**Instructions for the task:** Exactly retype the opening line of the entries and every line after it, ending with the line that contains "import React from". Skip all pictures.
[begin Extracted data]
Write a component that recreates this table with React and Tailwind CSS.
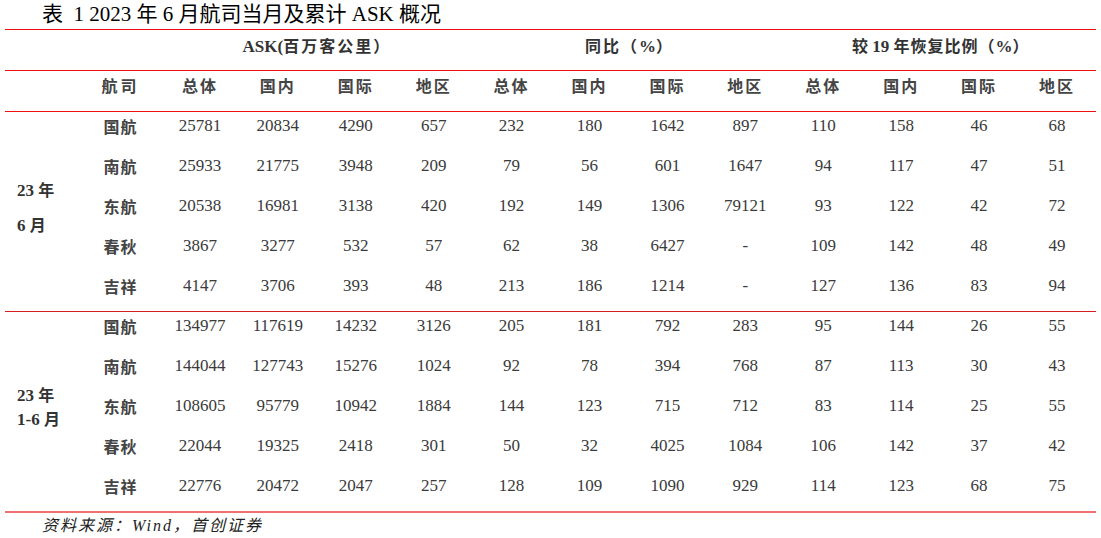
import React from "react";

const g1 = [
  ["国航", "25781", "20834", "4290", "657", "232", "180", "1642", "897", "110", "158", "46", "68"],
  ["南航", "25933", "21775", "3948", "209", "79", "56", "601", "1647", "94", "117", "47", "51"],
  ["东航", "20538", "16981", "3138", "420", "192", "149", "1306", "79121", "93", "122", "42", "72"],
  ["春秋", "3867", "3277", "532", "57", "62", "38", "6427", "-", "109", "142", "48", "49"],
  ["吉祥", "4147", "3706", "393", "48", "213", "186", "1214", "-", "127", "136", "83", "94"],
];
const g2 = [
  ["国航", "134977", "117619", "14232", "3126", "205", "181", "792", "283", "95", "144", "26", "55"],
  ["南航", "144044", "127743", "15276", "1024", "92", "78", "394", "768", "87", "113", "30", "43"],
  ["东航", "108605", "95779", "10942", "1884", "144", "123", "715", "712", "83", "114", "25", "55"],
  ["春秋", "22044", "19325", "2418", "301", "50", "32", "4025", "1084", "106", "142", "37", "42"],
  ["吉祥", "22776", "20472", "2047", "257", "128", "109", "1090", "929", "114", "123", "68", "75"],
];

const serif = { fontFamily: '"Liberation Serif", "Noto Sans CJK SC", serif' };
const cjk = { fontFamily: '"Noto Sans CJK SC", sans-serif' };

const sub = ["总体", "国内", "国际", "地区"];

function Rows({ rows }) {
  return (
    <div className="flex-1 flex flex-col">
      {rows.map((r, i) => (
        <div
          key={i}
          className={`grid grid-cols-[81px_repeat(12,1fr)] ${i === rows.length - 1 ? "h-[39px]" : "h-[40px]"} pt-[4px] leading-[20px] text-[#3a3a3a]`}
        >
          <div className="text-center text-[16px] font-semibold tracking-[1px] text-[#444]" style={cjk}>
            {r[0]}
          </div>
          {r.slice(1).map((v, j) => (
            <div key={j} className="text-center text-[17px]" style={serif}>
              {v}
            </div>
          ))}
        </div>
      ))}
    </div>
  );
}

export default function App() {
  return (
    <div className="w-[1101px] h-[538px] bg-white overflow-hidden" style={serif}>
      <div className="h-[29px] leading-[29px] pl-[42px] text-[21px] text-black whitespace-pre">
        表  1 2023 年 6 月航司当月及累计 ASK 概况
      </div>
      <div className="ml-[5px] w-[1091px]">
        <div className="h-[1px] bg-[#f01010]" />
        <div className="grid grid-cols-[156px_repeat(3,1fr)] h-[40px] pt-[5px] leading-[20px] text-[#333] font-bold">
          <div />
          <div className="text-center text-[17px]">
            ASK(<span className="text-[16px] tracking-[2px]" style={cjk}>百万客公里）</span>
          </div>
          <div className="text-center text-[17px]">
            <span className="text-[16px] tracking-[2px]" style={cjk}>同比（</span>%<span className="text-[16px]" style={cjk}>）</span>
          </div>
          <div className="text-center text-[17px]">
            <span className="text-[16px]" style={cjk}>较</span> 19 <span className="text-[16px] tracking-[1px]" style={cjk}>年恢复比例（</span>%<span className="text-[16px]" style={cjk}>）</span>
          </div>
        </div>
        <div className="h-[1px] bg-[#f01010]" />
        <div className="grid grid-cols-[75px_81px_repeat(12,1fr)] h-[40px] pt-[4px] leading-[20px] text-[#444] text-[16px] font-semibold" style={cjk}>
          <div />
          <div className="text-center tracking-[3px]">航司</div>
          {[0, 1, 2].flatMap((k) =>
            sub.map((s, j) => (
              <div key={`${k}-${j}`} className="text-center tracking-[2px]">
                {s}
              </div>
            ))
          )}
        </div>
        <div className="h-[1px] bg-[#f01010]" />
        <div className="flex">
          <div className="w-[75px] pl-[12px] pt-[67px] text-[#333] font-bold text-[17px] leading-[20px]">
            <div>
              23 <span className="text-[16px]" style={cjk}>年</span>
            </div>
            <div className="mt-[13px]">
              6 <span className="text-[16px]" style={cjk}>月</span>
            </div>
          </div>
          <Rows rows={g1} />
        </div>
        <div className="h-[1px] bg-[#d82020]" />
        <div className="flex">
          <div className="w-[75px] pl-[12px] pt-[71px] text-[#333] font-bold text-[17px] leading-[23px]">
            <div>
              23 <span className="text-[16px]" style={cjk}>年</span>
            </div>
            <div>
              1-6 <span className="text-[16px]" style={cjk}>月</span>
            </div>
          </div>
          <Rows rows={g2} />
        </div>
        <div className="h-[2px] bg-[#f07070]" />
      </div>
      <div className="pl-[42px] h-[22px] leading-[22px] italic text-[16px] text-[#222] tracking-[2px]">
        <span style={cjk}>资料来源：</span>Wind<span style={cjk}>，首创证券</span>
      </div>
    </div>
  );
}
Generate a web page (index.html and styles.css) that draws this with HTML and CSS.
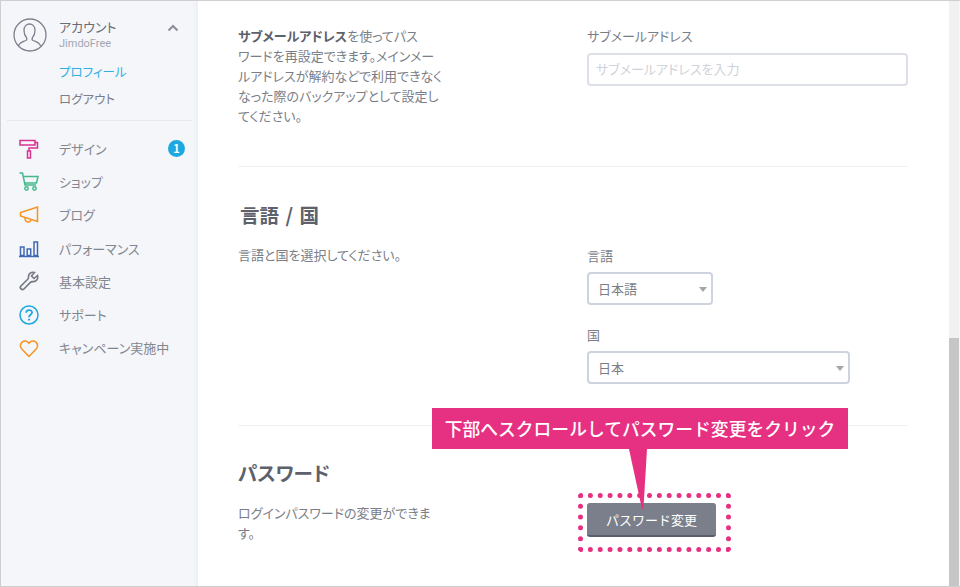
FILE: index.html
```html
<!DOCTYPE html>
<html lang="ja">
<head>
    <meta charset="UTF-8">
    <meta name="viewport" content="width=device-width, initial-scale=1.0">
    <title>アカウント</title>
    <link rel="stylesheet" href="styles.css">
</head>
<body>
    <div class="window">
        <aside class="sidebar">
            <div class="account">
                <svg class="avatar" viewBox="0 0 34 34" width="34" height="34" fill="none" stroke="#7d818d" stroke-width="1.3">
                    <circle cx="17" cy="17" r="16"/>
                    <path d="M5.5 28c1-3.5 4-4 7.5-5.5 1-.5 1-2 .5-3-1.5-1.5-2.5-4-2.5-7 0-4 2.500-6.500 5.500-6.500s5.500 2.500 5.500 6.500c0 3-1 5.500-2.500 7-.5 1-.5 2.500.5 3 3.500 1.500 6.500 2 7.500 5.500"/>
                </svg>
                <div class="account-names">
                    <div class="account-title">アカウント</div>
                    <div class="account-user">JimdoFree</div>
                </div>
                <svg class="caret" viewBox="0 0 12 8" width="12" height="8" fill="none" stroke="#8d919c" stroke-width="2.2">
                    <path d="M1.5 6.500 6 2l4.500 4.500"/>
                </svg>
            </div>
            <ul class="submenu">
                <li class="current">プロフィール</li>
                <li>ログアウト</li>
            </ul>
            <ul class="menu">
                <li>
                    <svg viewBox="0 0 20 20" width="20" height="20" fill="none" stroke="#d9308f" stroke-width="1.5">
                        <path d="M1 1.500h15v4.500H1zM16 3.500h2.500v5.500H10v3"/>
                        <path d="M8.500 12h3v7h-3z"/>
                    </svg>
                    <span>デザイン</span>
                    <b class="badge">1</b>
                </li>
                <li>
                    <svg viewBox="0 0 20 20" width="20" height="20" fill="none" stroke="#45b98c" stroke-width="1.5">
                        <path d="M.5 1h3l2.500 12h11"/>
                        <path d="M4.500 4.500h14.500l-1.500 6.500H5.500"/>
                        <circle cx="7.500" cy="16.500" r="1.700"/>
                        <circle cx="15.500" cy="16.500" r="1.700"/>
                    </svg>
                    <span>ショップ</span>
                </li>
                <li>
                    <svg viewBox="0 0 20 20" width="20" height="20" fill="none" stroke="#f7931e" stroke-width="1.5">
                        <path d="M18.500 2v14.500L1.500 11V7.500z"/>
                        <path d="M6 13c0 5 6 5 6 1.500"/>
                    </svg>
                    <span>ブログ</span>
                </li>
                <li>
                    <svg viewBox="0 0 20 20" width="20" height="20" fill="none" stroke="#3f69b0" stroke-width="1.5">
                        <path d="M1.500 9h3.500v8.500H1.500zM8.200 11h3.500v6.500H8.200zM15 4h3.500v13.500H15z"/>
                        <path d="M0 18.500h20"/>
                    </svg>
                    <span>パフォーマンス</span>
                </li>
                <li>
                    <svg viewBox="0 0 20 20" width="20" height="20" fill="none" stroke="#747884" stroke-width="1.6">
                        <path d="M18.500 4.500 15 7.500l-2.500-2.500 3-3.500c-3-1-6.500 1-6 5 0 1-.5 1.500-1 2L1.700 15.200c-1.400 1.800 1.300 4.500 3 3l6.700-6.800c.5-.5 1-.8 2-.8 4 .6 6-2.800 5.100-6.100z"/>
                    </svg>
                    <span>基本設定</span>
                </li>
                <li>
                    <svg viewBox="0 0 20 20" width="20" height="20" fill="none" stroke="#1ea7e0" stroke-width="1.5">
                        <circle cx="10" cy="10" r="9"/>
                        <path d="M7.200 7.800c0-3.600 5.800-3.600 5.800-.3 0 2.300-3 2.300-3 4.800" stroke-width="1.8"/>
                        <path d="M10 13.800v1.800" stroke-width="1.9"/>
                    </svg>
                    <span>サポート</span>
                </li>
                <li>
                    <svg viewBox="0 0 20 20" width="20" height="20" fill="none" stroke="#f7931e" stroke-width="1.5">
                        <path d="M10 18.500 2.600 10.800C-1.500 6.200 5.800-.5 10 5.300c4.200-5.800 11.500.9 7.400 5.500z"/>
                    </svg>
                    <span>キャンペーン実施中</span>
                </li>
            </ul>
        </aside>

        <main class="content">
            <section class="row row-sub">
                <div class="col-left">
                    <p><strong>サブメールアドレス</strong>を使ってパス<br>ワードを再設定できます。メインメー<br>ルアドレスが解約などで利用できなく<br>なった際のバックアップとして設定し<br>てください。</p>
                </div>
                <div class="col-right">
                    <label class="field-label">サブメールアドレス</label>
                    <div class="input">サブメールアドレスを入力</div>
                </div>
            </section>

            <section class="row-lang">
                <h2 class="heading-lang">言語 / 国</h2>
                <div class="row">
                    <div class="col-left">
                        <p>言語と国を選択してください。</p>
                    </div>
                    <div class="col-right">
                        <label class="field-label">言語</label>
                        <div class="select select-short">日本語</div>
                        <label class="field-label field-label-next">国</label>
                        <div class="select">日本</div>
                    </div>
                </div>
            </section>

            <section class="row-pass">
                <h2>パスワード</h2>
                <div class="row">
                    <div class="col-left">
                        <p>ログインパスワードの変更ができま<br>す。</p>
                    </div>
                    <div class="col-right">
                        <button class="btn-pass">パスワード変更</button>
                    </div>
                </div>
            </section>
        </main>

        <div class="scrollbar"><div class="scroll-thumb"></div></div>

        <!-- annotation over the screenshot -->
        <div class="note">下部へスクロールしてパスワード変更をクリック</div>
        <div class="note-tail"></div>
        <div class="note-ring"></div>
    </div>
</body>
</html>
```

FILE: styles.css
```css
* {
    box-sizing: border-box;
}

body {
    margin: 0;
    font-family: "Noto Sans CJK JP", "Noto Sans", sans-serif;
    font-size: 13px;
    font-feature-settings: "palt";
    color: #7a7e88;
    background-color: #fff;
}

.window {
    position: relative;
    display: flex;
    width: 960px;
    height: 587px;
    overflow: hidden;
    border-top: 1px solid #cfcfcf;
    border-bottom: 1px solid #cfcfcf;
    border-left: 1px solid #cfcfcf;
}

.sidebar {
    flex: none;
    width: 197px;
    background-color: #f4f6fa;
    box-shadow: inset -6px 0 6px -6px #e4e6ec;
}

.account {
    display: flex;
    align-items: center;
    height: 54px;
    padding: 14px 19px 0 12px;
}

.avatar {
    flex: none;
}

.account-names {
    flex: 1;
    margin-left: 12px;
}

.account-title {
    font-size: 13px;
    line-height: 18px;
    color: #686c77;
}

.account-user {
    font-size: 11px;
    line-height: 16px;
    font-family: "Roboto", sans-serif;
    color: #a3a7b2;
}

.caret {
    margin-bottom: 14px;
}

.submenu {
    list-style: none;
    margin: 0;
    padding: 3px 0 6px 58px;
    height: 69px;
}

.submenu li {
    height: 27px;
    line-height: 27px;
    font-size: 12.5px;
    color: #7a7e88;
}

.submenu li.current {
    color: #2eaee3;
}

.menu {
    list-style: none;
    margin: -4px 6px 0;
    padding: 11px 7px 0 12px;
    border-top: 1px solid #e6e8ee;
}

.menu li {
    display: flex;
    align-items: center;
    height: 33.2px;
    font-size: 13px;
    color: #82868f;
}

.menu li svg {
    flex: none;
}

.menu li span {
    flex: 1;
    margin-left: 20px;
}

.badge {
    width: 17px;
    height: 17px;
    border-radius: 50%;
    background-color: #1ea7e0;
    color: #fff;
    font-size: 11px;
    line-height: 17px;
    text-align: center;
}

.content {
    flex: 1;
    min-width: 0;
    padding: 0 41px 0 40px;
}

.row {
    display: flex;
}

.col-left {
    flex: none;
    width: 205px;
    margin-right: 144px;
}

.col-left p {
    margin: 0;
    line-height: 20px;
}

.col-left strong {
    color: #5d616c;
}

.col-right {
    flex: 1;
}

.row-sub {
    height: 166px;
    padding-top: 25px;
    border-bottom: 1px solid #f1f2f5;
}

.field-label {
    display: block;
    line-height: 20px;
}

.input {
    height: 33px;
    margin-top: 7px;
    padding-left: 7px;
    border: 2px solid #dde0e8;
    border-radius: 4px;
    line-height: 27px;
    color: #cfd2da;
}

.row-lang {
    height: 259px;
    padding-top: 34px;
    border-bottom: 1px solid #f1f2f5;
}

h2 {
    margin: 0;
    font-size: 19.5px;
    font-weight: 700;
    line-height: 28px;
    color: #5d616c;
}

.heading-lang {
    padding-left: 2px;
    word-spacing: 2px;
}

.row-lang .row {
    margin-top: 16px;
}

.row-lang .col-right {
    padding-top: 1px;
}

.select {
    position: relative;
    width: 263px;
    height: 33px;
    margin-top: 6px;
    padding-left: 9px;
    border: 2px solid #ced3e0;
    border-radius: 4px;
    line-height: 29px;
}

.select::after {
    content: "";
    position: absolute;
    top: 13px;
    right: 4px;
    border-top: 5px solid #a5a5ab;
    border-left: 4px solid transparent;
    border-right: 4px solid transparent;
}

.select-short {
    width: 126px;
}

.field-label-next {
    margin-top: 20px;
}

.row-pass {
    padding-top: 33px;
}

.row-pass .row {
    margin-top: 16px;
}

.btn-pass {
    display: block;
    width: 129px;
    height: 34px;
    border: none;
    border-bottom: 2px solid #5a5e6a;
    border-radius: 3px;
    background-color: #7b7f8c;
    color: #fff;
    font-family: inherit;
    font-size: 13px;
    font-feature-settings: normal;
}

.scrollbar {
    flex: none;
    width: 11px;
    background-color: #f1f1f1;
    border-right: 1px solid #f8f8f8;
}

.scroll-thumb {
    height: 100%;
    margin-top: 337px;
    background-color: #c6c6c6;
}

.note {
    position: absolute;
    top: 407px;
    left: 431px;
    width: 416px;
    height: 41px;
    background-color: #e63082;
    color: #fff;
    font-size: 17.8px;
    font-weight: 500;
    font-feature-settings: normal;
    line-height: 40px;
    text-align: center;
    white-space: nowrap;
}

.note-tail {
    position: absolute;
    top: 448px;
    left: 628px;
    width: 18px;
    height: 60px;
    background-color: #e63082;
    clip-path: polygon(0 0, 100% 0, 80% 100%, 72% 100%);
}

.note-ring {
    position: absolute;
    top: 492px;
    left: 577px;
    width: 153px;
    height: 59px;
    border: 5px dotted #e63082;
    border-radius: 4px;
}
```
[end Extracted data]
**Answer to the task:**
Write a component that recreates this table with React and Tailwind CSS.
import React from "react";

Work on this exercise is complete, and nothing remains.